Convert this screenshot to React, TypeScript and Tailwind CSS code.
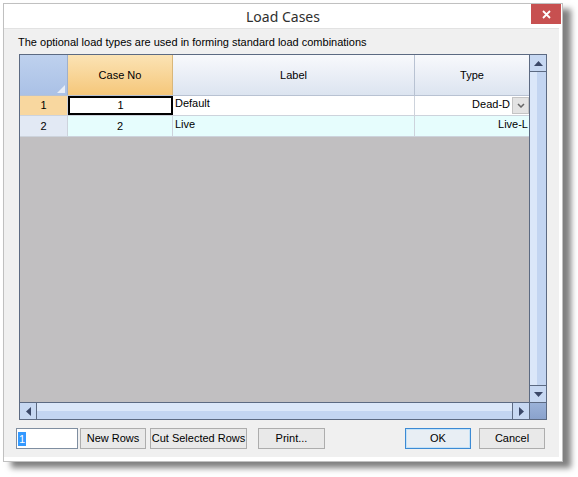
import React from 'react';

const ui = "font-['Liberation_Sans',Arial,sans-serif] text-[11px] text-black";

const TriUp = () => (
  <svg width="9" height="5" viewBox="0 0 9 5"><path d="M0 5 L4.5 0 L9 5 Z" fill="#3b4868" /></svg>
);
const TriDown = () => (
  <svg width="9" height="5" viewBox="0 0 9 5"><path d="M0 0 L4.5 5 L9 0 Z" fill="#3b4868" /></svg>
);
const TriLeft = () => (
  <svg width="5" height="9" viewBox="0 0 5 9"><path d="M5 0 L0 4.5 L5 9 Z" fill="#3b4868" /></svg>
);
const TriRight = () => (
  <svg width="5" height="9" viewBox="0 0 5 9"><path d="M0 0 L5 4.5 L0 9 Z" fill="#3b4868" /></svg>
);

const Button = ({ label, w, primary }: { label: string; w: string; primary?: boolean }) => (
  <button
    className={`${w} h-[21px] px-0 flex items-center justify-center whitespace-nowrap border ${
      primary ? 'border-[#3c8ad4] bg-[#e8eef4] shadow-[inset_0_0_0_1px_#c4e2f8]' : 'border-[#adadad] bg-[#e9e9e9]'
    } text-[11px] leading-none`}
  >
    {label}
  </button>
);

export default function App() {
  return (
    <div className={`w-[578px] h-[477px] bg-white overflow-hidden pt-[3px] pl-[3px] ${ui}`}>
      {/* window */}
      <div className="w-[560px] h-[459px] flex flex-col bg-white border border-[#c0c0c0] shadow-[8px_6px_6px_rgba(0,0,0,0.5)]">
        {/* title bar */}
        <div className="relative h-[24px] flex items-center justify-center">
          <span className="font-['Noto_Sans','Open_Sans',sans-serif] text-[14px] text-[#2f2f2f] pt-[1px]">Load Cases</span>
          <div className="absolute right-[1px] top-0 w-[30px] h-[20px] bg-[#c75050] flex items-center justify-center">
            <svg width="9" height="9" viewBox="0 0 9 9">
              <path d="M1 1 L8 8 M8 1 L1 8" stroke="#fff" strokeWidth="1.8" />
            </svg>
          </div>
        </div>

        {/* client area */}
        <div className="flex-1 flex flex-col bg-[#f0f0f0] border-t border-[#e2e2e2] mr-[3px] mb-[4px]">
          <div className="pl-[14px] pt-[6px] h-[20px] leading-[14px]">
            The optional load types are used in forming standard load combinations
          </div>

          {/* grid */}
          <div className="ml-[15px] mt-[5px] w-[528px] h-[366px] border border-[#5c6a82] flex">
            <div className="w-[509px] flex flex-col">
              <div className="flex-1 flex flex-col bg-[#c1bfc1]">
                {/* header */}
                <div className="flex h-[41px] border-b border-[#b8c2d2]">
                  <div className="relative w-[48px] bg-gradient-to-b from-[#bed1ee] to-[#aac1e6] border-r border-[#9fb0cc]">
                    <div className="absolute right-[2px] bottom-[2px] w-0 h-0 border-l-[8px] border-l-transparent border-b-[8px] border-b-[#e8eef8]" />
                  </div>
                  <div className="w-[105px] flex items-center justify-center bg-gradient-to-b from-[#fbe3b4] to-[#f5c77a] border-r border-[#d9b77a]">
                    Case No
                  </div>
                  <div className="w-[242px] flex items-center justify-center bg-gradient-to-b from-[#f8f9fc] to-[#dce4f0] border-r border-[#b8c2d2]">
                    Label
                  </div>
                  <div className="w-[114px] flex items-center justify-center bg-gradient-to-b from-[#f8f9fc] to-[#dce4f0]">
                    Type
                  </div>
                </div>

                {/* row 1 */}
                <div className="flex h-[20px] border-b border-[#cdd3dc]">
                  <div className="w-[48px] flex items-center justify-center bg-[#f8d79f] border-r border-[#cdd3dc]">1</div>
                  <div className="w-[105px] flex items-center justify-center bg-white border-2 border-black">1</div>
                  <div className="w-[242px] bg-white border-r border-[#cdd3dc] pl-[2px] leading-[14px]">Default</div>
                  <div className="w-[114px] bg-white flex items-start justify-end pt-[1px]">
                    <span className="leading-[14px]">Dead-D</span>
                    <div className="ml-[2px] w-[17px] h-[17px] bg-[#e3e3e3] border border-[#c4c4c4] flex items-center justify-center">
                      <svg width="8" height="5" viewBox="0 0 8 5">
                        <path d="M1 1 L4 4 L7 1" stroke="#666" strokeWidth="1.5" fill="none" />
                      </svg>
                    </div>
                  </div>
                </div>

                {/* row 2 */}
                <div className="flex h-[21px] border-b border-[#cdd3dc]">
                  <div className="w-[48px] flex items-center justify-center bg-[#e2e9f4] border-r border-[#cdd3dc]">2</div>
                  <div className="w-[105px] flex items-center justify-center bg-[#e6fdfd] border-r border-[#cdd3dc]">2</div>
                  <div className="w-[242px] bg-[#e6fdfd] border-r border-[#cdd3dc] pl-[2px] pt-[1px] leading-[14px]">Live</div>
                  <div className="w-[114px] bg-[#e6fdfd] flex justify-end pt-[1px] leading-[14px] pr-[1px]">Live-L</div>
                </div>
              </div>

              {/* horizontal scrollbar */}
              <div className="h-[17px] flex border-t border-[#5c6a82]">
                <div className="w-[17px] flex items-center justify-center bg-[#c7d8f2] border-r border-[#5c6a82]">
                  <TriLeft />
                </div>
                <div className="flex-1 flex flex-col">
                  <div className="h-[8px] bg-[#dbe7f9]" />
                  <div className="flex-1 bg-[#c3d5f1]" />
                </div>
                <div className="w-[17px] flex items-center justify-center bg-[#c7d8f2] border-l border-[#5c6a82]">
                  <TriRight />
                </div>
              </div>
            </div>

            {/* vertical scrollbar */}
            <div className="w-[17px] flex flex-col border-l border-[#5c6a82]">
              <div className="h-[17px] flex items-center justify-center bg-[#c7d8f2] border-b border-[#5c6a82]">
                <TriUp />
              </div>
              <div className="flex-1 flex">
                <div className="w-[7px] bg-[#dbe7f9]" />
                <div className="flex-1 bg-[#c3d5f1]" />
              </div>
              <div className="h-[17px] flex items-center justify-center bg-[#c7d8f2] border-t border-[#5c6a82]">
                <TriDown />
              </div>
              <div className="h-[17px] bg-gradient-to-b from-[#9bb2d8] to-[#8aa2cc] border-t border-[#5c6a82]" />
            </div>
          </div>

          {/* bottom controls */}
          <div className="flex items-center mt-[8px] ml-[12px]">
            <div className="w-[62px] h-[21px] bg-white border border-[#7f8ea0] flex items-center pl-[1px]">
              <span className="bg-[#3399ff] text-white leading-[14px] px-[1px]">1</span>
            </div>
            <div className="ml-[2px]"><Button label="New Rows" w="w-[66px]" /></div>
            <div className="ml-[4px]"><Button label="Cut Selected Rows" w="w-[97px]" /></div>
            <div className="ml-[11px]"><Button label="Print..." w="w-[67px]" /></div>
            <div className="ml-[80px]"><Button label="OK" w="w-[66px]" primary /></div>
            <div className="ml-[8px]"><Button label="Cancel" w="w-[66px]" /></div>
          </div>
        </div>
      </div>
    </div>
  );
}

--*--

» Stated exercise
Take the data above and repeat it exactly, leaving each picture out.

» Answer below
Convert this screenshot to React, TypeScript and Tailwind CSS code.
import React from 'react';

const ui = "font-['Liberation_Sans',Arial,sans-serif] text-[11px] text-black";

const TriUp = () => (
  <svg width="9" height="5" viewBox="0 0 9 5"><path d="M0 5 L4.5 0 L9 5 Z" fill="#3b4868" /></svg>
);
const TriDown = () => (
  <svg width="9" height="5" viewBox="0 0 9 5"><path d="M0 0 L4.5 5 L9 0 Z" fill="#3b4868" /></svg>
);
const TriLeft = () => (
  <svg width="5" height="9" viewBox="0 0 5 9"><path d="M5 0 L0 4.5 L5 9 Z" fill="#3b4868" /></svg>
);
const TriRight = () => (
  <svg width="5" height="9" viewBox="0 0 5 9"><path d="M0 0 L5 4.5 L0 9 Z" fill="#3b4868" /></svg>
);

const Button = ({ label, w, primary }: { label: string; w: string; primary?: boolean }) => (
  <button
    className={`${w} h-[21px] px-0 flex items-center justify-center whitespace-nowrap border ${
      primary ? 'border-[#3c8ad4] bg-[#e8eef4] shadow-[inset_0_0_0_1px_#c4e2f8]' : 'border-[#adadad] bg-[#e9e9e9]'
    } text-[11px] leading-none`}
  >
    {label}
  </button>
);

export default function App() {
  return (
    <div className={`w-[578px] h-[477px] bg-white overflow-hidden pt-[3px] pl-[3px] ${ui}`}>
      {/* window */}
      <div className="w-[560px] h-[459px] flex flex-col bg-white border border-[#c0c0c0] shadow-[8px_6px_6px_rgba(0,0,0,0.5)]">
        {/* title bar */}
        <div className="relative h-[24px] flex items-center justify-center">
          <span className="font-['Noto_Sans','Open_Sans',sans-serif] text-[14px] text-[#2f2f2f] pt-[1px]">Load Cases</span>
          <div className="absolute right-[1px] top-0 w-[30px] h-[20px] bg-[#c75050] flex items-center justify-center">
            <svg width="9" height="9" viewBox="0 0 9 9">
              <path d="M1 1 L8 8 M8 1 L1 8" stroke="#fff" strokeWidth="1.8" />
            </svg>
          </div>
        </div>

        {/* client area */}
        <div className="flex-1 flex flex-col bg-[#f0f0f0] border-t border-[#e2e2e2] mr-[3px] mb-[4px]">
          <div className="pl-[14px] pt-[6px] h-[20px] leading-[14px]">
            The optional load types are used in forming standard load combinations
          </div>

          {/* grid */}
          <div className="ml-[15px] mt-[5px] w-[528px] h-[366px] border border-[#5c6a82] flex">
            <div className="w-[509px] flex flex-col">
              <div className="flex-1 flex flex-col bg-[#c1bfc1]">
                {/* header */}
                <div className="flex h-[41px] border-b border-[#b8c2d2]">
                  <div className="relative w-[48px] bg-gradient-to-b from-[#bed1ee] to-[#aac1e6] border-r border-[#9fb0cc]">
                    <div className="absolute right-[2px] bottom-[2px] w-0 h-0 border-l-[8px] border-l-transparent border-b-[8px] border-b-[#e8eef8]" />
                  </div>
                  <div className="w-[105px] flex items-center justify-center bg-gradient-to-b from-[#fbe3b4] to-[#f5c77a] border-r border-[#d9b77a]">
                    Case No
                  </div>
                  <div className="w-[242px] flex items-center justify-center bg-gradient-to-b from-[#f8f9fc] to-[#dce4f0] border-r border-[#b8c2d2]">
                    Label
                  </div>
                  <div className="w-[114px] flex items-center justify-center bg-gradient-to-b from-[#f8f9fc] to-[#dce4f0]">
                    Type
                  </div>
                </div>

                {/* row 1 */}
                <div className="flex h-[20px] border-b border-[#cdd3dc]">
                  <div className="w-[48px] flex items-center justify-center bg-[#f8d79f] border-r border-[#cdd3dc]">1</div>
                  <div className="w-[105px] flex items-center justify-center bg-white border-2 border-black">1</div>
                  <div className="w-[242px] bg-white border-r border-[#cdd3dc] pl-[2px] leading-[14px]">Default</div>
                  <div className="w-[114px] bg-white flex items-start justify-end pt-[1px]">
                    <span className="leading-[14px]">Dead-D</span>
                    <div className="ml-[2px] w-[17px] h-[17px] bg-[#e3e3e3] border border-[#c4c4c4] flex items-center justify-center">
                      <svg width="8" height="5" viewBox="0 0 8 5">
                        <path d="M1 1 L4 4 L7 1" stroke="#666" strokeWidth="1.5" fill="none" />
                      </svg>
                    </div>
                  </div>
                </div>

                {/* row 2 */}
                <div className="flex h-[21px] border-b border-[#cdd3dc]">
                  <div className="w-[48px] flex items-center justify-center bg-[#e2e9f4] border-r border-[#cdd3dc]">2</div>
                  <div className="w-[105px] flex items-center justify-center bg-[#e6fdfd] border-r border-[#cdd3dc]">2</div>
                  <div className="w-[242px] bg-[#e6fdfd] border-r border-[#cdd3dc] pl-[2px] pt-[1px] leading-[14px]">Live</div>
                  <div className="w-[114px] bg-[#e6fdfd] flex justify-end pt-[1px] leading-[14px] pr-[1px]">Live-L</div>
                </div>
              </div>

              {/* horizontal scrollbar */}
              <div className="h-[17px] flex border-t border-[#5c6a82]">
                <div className="w-[17px] flex items-center justify-center bg-[#c7d8f2] border-r border-[#5c6a82]">
                  <TriLeft />
                </div>
                <div className="flex-1 flex flex-col">
                  <div className="h-[8px] bg-[#dbe7f9]" />
                  <div className="flex-1 bg-[#c3d5f1]" />
                </div>
                <div className="w-[17px] flex items-center justify-center bg-[#c7d8f2] border-l border-[#5c6a82]">
                  <TriRight />
                </div>
              </div>
            </div>

            {/* vertical scrollbar */}
            <div className="w-[17px] flex flex-col border-l border-[#5c6a82]">
              <div className="h-[17px] flex items-center justify-center bg-[#c7d8f2] border-b border-[#5c6a82]">
                <TriUp />
              </div>
              <div className="flex-1 flex">
                <div className="w-[7px] bg-[#dbe7f9]" />
                <div className="flex-1 bg-[#c3d5f1]" />
              </div>
              <div className="h-[17px] flex items-center justify-center bg-[#c7d8f2] border-t border-[#5c6a82]">
                <TriDown />
              </div>
              <div className="h-[17px] bg-gradient-to-b from-[#9bb2d8] to-[#8aa2cc] border-t border-[#5c6a82]" />
            </div>
          </div>

          {/* bottom controls */}
          <div className="flex items-center mt-[8px] ml-[12px]">
            <div className="w-[62px] h-[21px] bg-white border border-[#7f8ea0] flex items-center pl-[1px]">
              <span className="bg-[#3399ff] text-white leading-[14px] px-[1px]">1</span>
            </div>
            <div className="ml-[2px]"><Button label="New Rows" w="w-[66px]" /></div>
            <div className="ml-[4px]"><Button label="Cut Selected Rows" w="w-[97px]" /></div>
            <div className="ml-[11px]"><Button label="Print..." w="w-[67px]" /></div>
            <div className="ml-[80px]"><Button label="OK" w="w-[66px]" primary /></div>
            <div className="ml-[8px]"><Button label="Cancel" w="w-[66px]" /></div>
          </div>
        </div>
      </div>
    </div>
  );
}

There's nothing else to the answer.